▸ LISTED ENTRIES
** Begin **

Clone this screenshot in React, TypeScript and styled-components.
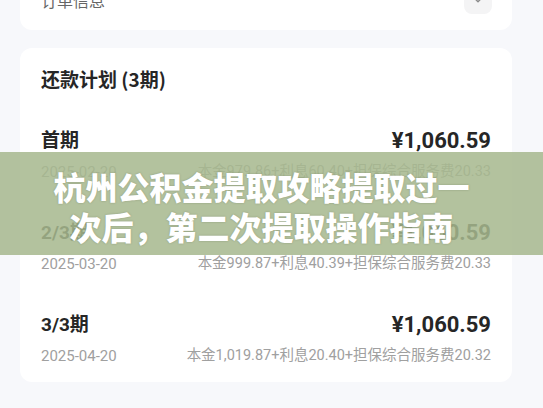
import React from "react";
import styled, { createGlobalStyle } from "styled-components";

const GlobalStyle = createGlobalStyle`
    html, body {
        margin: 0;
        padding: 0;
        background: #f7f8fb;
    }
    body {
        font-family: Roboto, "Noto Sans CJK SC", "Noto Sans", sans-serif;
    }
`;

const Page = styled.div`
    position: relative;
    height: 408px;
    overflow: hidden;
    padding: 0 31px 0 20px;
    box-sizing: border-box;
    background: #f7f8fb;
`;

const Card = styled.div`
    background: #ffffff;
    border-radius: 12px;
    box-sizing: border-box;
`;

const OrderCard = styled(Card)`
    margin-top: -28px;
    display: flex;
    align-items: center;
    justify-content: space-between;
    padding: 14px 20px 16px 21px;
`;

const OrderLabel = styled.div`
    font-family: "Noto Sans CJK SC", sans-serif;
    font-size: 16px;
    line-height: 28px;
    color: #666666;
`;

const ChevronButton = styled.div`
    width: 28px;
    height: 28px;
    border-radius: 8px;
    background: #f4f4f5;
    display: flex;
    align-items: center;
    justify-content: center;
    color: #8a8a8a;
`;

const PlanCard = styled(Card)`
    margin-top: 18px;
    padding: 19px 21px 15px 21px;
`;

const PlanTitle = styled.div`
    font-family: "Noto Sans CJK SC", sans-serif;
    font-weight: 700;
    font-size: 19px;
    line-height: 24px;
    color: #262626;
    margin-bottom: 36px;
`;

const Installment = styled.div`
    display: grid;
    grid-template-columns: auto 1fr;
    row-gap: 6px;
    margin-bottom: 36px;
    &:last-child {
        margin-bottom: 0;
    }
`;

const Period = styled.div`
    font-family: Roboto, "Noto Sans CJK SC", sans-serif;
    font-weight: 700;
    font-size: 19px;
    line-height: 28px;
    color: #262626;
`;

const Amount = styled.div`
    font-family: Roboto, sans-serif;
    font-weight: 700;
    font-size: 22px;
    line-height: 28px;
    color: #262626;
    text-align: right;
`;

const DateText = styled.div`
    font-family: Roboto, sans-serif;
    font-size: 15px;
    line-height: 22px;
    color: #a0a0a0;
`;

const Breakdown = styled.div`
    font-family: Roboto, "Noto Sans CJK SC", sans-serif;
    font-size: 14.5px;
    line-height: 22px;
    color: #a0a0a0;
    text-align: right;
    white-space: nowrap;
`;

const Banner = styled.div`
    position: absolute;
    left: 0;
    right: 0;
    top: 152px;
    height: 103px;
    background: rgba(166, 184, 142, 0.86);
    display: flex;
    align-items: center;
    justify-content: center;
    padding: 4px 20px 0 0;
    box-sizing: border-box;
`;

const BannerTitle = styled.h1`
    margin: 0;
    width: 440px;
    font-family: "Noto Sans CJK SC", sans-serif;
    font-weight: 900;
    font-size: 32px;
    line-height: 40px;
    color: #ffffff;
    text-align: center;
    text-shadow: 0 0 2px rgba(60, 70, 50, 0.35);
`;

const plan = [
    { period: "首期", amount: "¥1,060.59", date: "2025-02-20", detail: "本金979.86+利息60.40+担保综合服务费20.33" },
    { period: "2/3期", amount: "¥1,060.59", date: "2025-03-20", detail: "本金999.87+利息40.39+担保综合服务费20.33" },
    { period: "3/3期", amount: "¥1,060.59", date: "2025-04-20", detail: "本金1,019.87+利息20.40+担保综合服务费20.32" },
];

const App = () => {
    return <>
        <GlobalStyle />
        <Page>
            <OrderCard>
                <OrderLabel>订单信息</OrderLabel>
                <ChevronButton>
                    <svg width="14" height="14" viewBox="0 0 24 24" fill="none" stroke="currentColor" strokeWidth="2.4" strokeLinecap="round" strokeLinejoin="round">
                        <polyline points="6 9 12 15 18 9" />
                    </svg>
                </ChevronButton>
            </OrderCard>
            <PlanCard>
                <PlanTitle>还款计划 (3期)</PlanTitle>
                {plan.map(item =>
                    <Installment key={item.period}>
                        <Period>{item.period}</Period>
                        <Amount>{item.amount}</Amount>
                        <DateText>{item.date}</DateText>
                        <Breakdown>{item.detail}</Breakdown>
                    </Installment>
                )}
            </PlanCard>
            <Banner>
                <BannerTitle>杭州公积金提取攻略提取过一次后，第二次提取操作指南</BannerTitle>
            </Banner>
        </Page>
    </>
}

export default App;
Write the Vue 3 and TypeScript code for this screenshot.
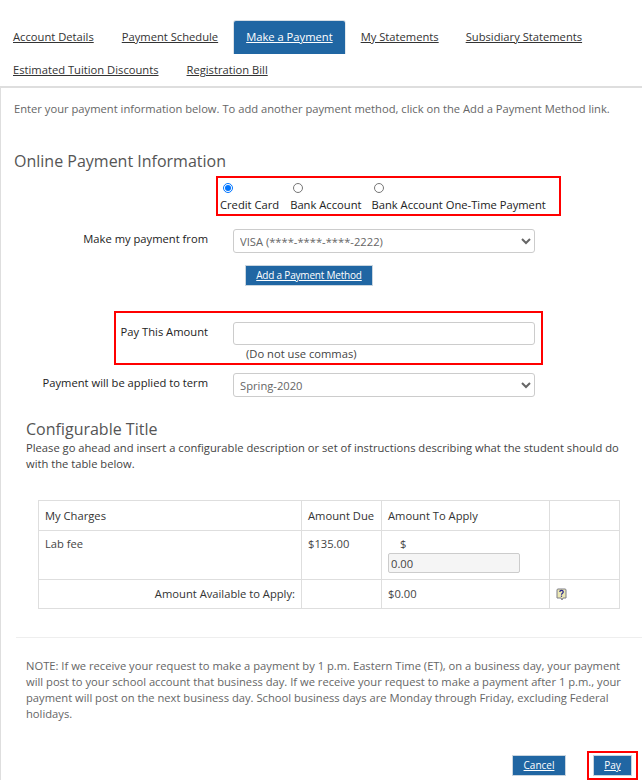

** End **

▸ PROBLEM STATEMENT
Find the word "React" in the entries above and gather every line that holds it.

▸ EXPECTED ANSWER
Clone this screenshot in React, TypeScript and styled-components.
import React from "react";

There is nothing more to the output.